Compatibility Testing

Testing how well software performs in a particular hardware/software/operating system/network/etc. environment.

Exploratory Testing

Often taken to mean a creative, informal software test that is not based on formal test plans or test cases; testers may be learning the software as they test it.

Ad-Hoc Testing

Similar to exploratory testing, but often taken to mean that the testers have significant understanding of the software before testing it.

Alpha Testing

Alpha testing performed by Testers who are usually internal employees of the organization. Alpha testing is carried out by the testers who are internal employees of the organization.
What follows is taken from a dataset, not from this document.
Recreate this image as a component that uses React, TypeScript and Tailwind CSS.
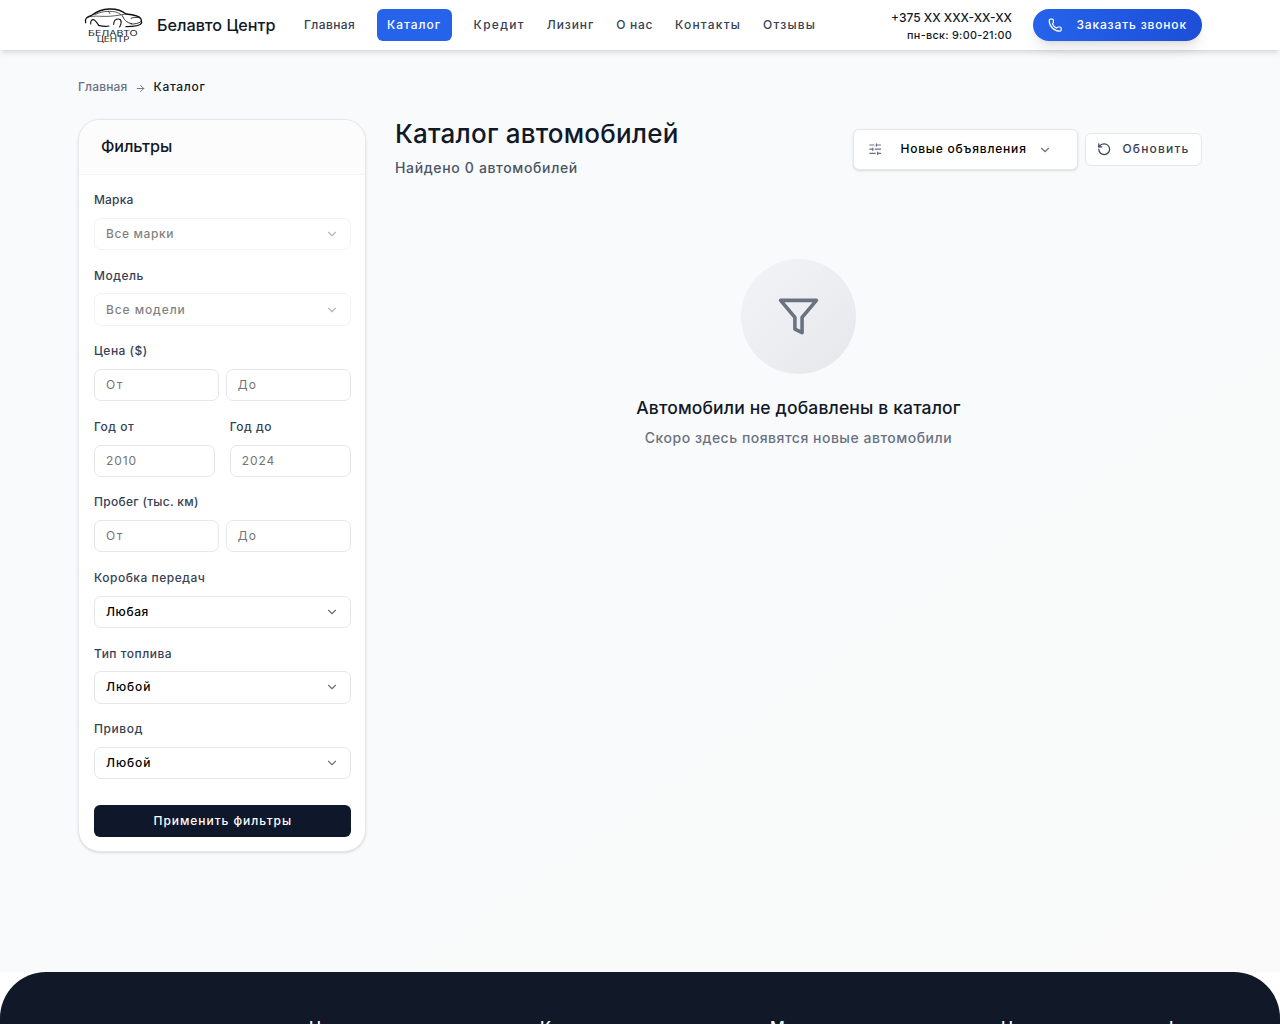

The main goal is to identify the tasks that a typical user might perform and test them.

Beta Testing

Testing performed by Clients or End Users in the real environment who are external to the organization. It is the final test before shipping a product to the customers.

Let’s see the difference between alpha testing and beta testing.

Alpha Testing

· Performed by Testers who are usually internal employees of the organization

· Performed at developer’s site

· Reliability and Security testing are not performed in-depth Alpha Testing

· Requires a lab environment or testing environment

Beta Testing

· Performed by Clients or End Users who are not employees of the organization

· Performed at a client location or end user of the product

· Reliability, Security, Robustness are checked during Beta Testing

· Doesn’t require any lab environment or testing environment. The software is made available to the public and is said to be real time environment

Crowdsourced Testing

Testing is carried out by a number of different testers from different places, and not by hired consultants and professionals. The software is put to test under diverse realistic platforms which makes it more reliable, cost-effective, fast, and bug-free.

Hope you got a basic understanding on different types of testing. Let me come with a new lesson for you. Thank you!!!